== AVAILABLE RECORDS ==
————

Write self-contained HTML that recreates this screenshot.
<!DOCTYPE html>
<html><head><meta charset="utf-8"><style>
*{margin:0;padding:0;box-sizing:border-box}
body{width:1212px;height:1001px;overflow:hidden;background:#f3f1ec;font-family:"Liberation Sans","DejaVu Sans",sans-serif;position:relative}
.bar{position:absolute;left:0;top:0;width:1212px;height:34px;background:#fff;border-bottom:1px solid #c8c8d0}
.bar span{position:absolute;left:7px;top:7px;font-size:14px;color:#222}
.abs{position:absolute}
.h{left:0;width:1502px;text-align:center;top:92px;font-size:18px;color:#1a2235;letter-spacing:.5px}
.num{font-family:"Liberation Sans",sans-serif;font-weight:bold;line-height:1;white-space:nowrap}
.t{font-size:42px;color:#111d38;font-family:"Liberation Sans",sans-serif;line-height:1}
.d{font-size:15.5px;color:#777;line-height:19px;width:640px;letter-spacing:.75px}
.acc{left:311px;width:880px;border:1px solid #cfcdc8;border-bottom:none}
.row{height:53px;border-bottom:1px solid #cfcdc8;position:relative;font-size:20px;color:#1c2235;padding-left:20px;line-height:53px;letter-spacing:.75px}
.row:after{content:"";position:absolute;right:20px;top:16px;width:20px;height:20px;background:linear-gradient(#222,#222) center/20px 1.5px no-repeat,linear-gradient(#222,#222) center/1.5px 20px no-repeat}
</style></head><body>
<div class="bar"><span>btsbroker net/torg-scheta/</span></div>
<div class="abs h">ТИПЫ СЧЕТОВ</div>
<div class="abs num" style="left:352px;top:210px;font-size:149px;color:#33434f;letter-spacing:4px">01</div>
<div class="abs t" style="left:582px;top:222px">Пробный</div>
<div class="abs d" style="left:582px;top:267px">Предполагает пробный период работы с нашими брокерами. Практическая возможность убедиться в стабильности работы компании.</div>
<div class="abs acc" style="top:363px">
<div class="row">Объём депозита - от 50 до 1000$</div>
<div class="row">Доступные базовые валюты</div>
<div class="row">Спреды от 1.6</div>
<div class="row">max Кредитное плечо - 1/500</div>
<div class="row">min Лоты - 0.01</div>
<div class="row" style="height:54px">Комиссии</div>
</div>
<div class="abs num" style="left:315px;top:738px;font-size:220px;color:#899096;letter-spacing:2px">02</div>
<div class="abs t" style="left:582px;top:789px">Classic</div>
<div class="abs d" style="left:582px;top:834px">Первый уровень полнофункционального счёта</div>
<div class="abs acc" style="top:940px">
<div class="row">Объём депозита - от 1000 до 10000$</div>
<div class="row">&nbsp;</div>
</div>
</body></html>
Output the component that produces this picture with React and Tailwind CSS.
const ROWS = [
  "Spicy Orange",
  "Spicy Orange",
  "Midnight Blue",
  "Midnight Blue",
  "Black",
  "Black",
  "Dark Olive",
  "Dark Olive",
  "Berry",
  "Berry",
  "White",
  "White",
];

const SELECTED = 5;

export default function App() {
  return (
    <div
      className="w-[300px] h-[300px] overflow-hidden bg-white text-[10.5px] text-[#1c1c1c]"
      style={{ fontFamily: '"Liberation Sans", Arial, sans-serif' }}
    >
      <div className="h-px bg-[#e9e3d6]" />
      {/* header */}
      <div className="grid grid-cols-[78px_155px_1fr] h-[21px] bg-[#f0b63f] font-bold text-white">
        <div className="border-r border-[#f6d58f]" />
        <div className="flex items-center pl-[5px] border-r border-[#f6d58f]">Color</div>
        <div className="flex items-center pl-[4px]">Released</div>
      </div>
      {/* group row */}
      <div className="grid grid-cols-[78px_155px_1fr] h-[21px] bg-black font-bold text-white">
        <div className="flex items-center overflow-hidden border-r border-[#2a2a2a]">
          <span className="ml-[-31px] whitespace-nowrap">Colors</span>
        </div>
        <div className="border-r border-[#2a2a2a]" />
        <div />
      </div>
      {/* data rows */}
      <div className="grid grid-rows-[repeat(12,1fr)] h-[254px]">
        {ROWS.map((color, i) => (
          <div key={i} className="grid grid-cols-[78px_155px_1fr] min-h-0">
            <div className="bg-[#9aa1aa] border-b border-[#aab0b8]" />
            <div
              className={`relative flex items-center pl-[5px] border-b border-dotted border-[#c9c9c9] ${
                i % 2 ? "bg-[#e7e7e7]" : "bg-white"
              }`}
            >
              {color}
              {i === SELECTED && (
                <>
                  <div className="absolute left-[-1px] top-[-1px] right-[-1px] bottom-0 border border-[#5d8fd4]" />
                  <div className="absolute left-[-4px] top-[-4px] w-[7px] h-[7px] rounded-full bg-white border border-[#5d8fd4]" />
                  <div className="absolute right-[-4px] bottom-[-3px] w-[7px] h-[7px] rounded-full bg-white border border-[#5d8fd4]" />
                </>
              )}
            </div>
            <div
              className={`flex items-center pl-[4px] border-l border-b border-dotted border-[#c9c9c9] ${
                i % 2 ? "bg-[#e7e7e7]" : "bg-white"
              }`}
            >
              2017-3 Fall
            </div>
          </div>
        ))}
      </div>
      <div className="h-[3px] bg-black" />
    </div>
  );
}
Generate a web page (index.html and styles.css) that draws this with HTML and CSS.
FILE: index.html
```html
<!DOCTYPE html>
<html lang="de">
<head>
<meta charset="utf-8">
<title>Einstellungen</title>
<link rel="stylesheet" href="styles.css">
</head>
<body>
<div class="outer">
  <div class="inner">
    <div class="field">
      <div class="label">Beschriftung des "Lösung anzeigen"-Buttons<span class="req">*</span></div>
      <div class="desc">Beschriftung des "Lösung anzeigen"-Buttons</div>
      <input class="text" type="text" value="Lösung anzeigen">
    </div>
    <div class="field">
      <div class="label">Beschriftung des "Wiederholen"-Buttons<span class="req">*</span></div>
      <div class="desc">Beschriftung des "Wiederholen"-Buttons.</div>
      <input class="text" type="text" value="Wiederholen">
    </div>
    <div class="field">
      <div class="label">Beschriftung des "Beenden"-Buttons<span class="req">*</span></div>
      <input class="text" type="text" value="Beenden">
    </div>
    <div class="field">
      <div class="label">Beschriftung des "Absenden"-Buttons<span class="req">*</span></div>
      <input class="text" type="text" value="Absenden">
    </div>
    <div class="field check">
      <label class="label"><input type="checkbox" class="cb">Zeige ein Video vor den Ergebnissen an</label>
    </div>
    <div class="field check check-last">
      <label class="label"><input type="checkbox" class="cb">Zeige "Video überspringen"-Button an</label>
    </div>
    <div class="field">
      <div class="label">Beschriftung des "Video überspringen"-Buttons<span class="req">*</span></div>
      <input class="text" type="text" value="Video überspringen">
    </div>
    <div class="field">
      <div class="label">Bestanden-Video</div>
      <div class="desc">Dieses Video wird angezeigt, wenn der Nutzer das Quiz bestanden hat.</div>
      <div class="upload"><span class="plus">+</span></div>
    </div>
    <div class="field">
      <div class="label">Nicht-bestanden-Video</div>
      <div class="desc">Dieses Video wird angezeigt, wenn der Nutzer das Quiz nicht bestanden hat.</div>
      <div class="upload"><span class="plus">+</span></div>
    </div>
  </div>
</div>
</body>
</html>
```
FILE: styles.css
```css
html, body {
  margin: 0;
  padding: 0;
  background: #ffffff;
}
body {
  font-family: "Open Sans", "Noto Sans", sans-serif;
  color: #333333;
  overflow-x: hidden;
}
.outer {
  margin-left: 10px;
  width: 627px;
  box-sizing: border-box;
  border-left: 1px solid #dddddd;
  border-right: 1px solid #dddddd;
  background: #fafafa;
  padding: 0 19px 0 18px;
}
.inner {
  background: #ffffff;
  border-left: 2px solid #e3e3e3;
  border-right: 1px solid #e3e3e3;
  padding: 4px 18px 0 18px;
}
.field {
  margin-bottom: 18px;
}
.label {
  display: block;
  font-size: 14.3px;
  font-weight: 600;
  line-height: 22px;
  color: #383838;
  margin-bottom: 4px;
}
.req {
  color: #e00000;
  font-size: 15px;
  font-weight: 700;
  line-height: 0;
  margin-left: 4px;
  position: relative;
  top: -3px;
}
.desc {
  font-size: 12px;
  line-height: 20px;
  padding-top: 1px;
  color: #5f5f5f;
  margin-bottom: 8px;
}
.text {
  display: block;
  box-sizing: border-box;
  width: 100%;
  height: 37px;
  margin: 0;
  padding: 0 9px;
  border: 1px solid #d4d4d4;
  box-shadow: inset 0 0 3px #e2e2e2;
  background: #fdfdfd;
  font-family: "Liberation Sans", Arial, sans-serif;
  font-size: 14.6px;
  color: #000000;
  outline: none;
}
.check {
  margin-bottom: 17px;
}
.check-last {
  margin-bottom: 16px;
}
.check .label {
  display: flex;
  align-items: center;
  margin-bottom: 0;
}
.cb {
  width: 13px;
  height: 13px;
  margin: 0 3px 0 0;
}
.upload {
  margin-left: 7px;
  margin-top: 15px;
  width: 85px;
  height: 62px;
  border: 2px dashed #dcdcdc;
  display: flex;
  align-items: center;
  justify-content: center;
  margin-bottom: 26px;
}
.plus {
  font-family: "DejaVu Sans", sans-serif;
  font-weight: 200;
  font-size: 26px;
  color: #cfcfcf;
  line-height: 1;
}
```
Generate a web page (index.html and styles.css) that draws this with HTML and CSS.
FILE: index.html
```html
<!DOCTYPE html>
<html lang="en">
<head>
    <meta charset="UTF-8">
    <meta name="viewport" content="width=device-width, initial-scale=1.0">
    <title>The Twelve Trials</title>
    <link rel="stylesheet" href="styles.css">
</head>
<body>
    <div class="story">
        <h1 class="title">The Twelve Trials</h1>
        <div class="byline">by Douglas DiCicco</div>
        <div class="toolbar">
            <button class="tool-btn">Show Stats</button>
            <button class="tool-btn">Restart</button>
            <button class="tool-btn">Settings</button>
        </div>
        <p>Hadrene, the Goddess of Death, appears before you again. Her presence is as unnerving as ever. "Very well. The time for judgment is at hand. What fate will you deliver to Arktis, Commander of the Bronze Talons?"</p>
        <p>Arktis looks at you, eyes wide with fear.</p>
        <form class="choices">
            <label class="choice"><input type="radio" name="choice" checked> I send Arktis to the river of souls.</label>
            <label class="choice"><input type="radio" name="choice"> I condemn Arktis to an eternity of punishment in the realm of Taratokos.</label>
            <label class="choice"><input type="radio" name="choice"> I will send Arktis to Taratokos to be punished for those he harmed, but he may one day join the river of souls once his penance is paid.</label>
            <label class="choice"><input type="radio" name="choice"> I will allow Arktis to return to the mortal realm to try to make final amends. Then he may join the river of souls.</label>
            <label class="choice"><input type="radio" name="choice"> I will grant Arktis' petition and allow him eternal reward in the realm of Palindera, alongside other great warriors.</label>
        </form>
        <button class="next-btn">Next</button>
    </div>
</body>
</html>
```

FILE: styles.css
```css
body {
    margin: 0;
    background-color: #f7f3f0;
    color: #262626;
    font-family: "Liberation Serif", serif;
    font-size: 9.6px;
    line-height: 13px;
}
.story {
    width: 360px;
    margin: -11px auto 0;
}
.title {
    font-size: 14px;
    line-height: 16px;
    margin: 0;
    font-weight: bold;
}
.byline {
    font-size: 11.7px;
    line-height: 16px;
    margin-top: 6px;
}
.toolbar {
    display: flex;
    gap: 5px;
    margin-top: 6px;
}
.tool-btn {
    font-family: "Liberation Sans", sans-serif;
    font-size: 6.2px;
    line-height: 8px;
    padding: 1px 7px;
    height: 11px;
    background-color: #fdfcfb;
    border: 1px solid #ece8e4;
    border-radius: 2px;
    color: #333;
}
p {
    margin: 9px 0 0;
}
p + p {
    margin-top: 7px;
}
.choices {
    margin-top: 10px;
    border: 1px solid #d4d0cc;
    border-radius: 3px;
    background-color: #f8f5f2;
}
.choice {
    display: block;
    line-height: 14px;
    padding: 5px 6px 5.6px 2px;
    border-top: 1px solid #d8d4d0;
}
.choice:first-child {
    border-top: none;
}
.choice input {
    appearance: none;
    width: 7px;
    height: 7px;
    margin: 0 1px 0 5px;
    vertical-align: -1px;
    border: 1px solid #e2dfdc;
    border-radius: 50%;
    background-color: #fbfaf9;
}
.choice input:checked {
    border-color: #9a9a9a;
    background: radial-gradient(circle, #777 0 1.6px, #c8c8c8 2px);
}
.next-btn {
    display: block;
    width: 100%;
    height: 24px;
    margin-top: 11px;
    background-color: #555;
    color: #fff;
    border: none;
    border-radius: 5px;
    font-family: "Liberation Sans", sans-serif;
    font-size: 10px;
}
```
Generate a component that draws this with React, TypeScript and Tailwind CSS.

————

== EXERCISE ==
Every line of the listing that holds "component" should be found and copied.

== WRITTEN SOLUTION ==
Output the component that produces this picture with React and Tailwind CSS.
Generate a component that draws this with React, TypeScript and Tailwind CSS.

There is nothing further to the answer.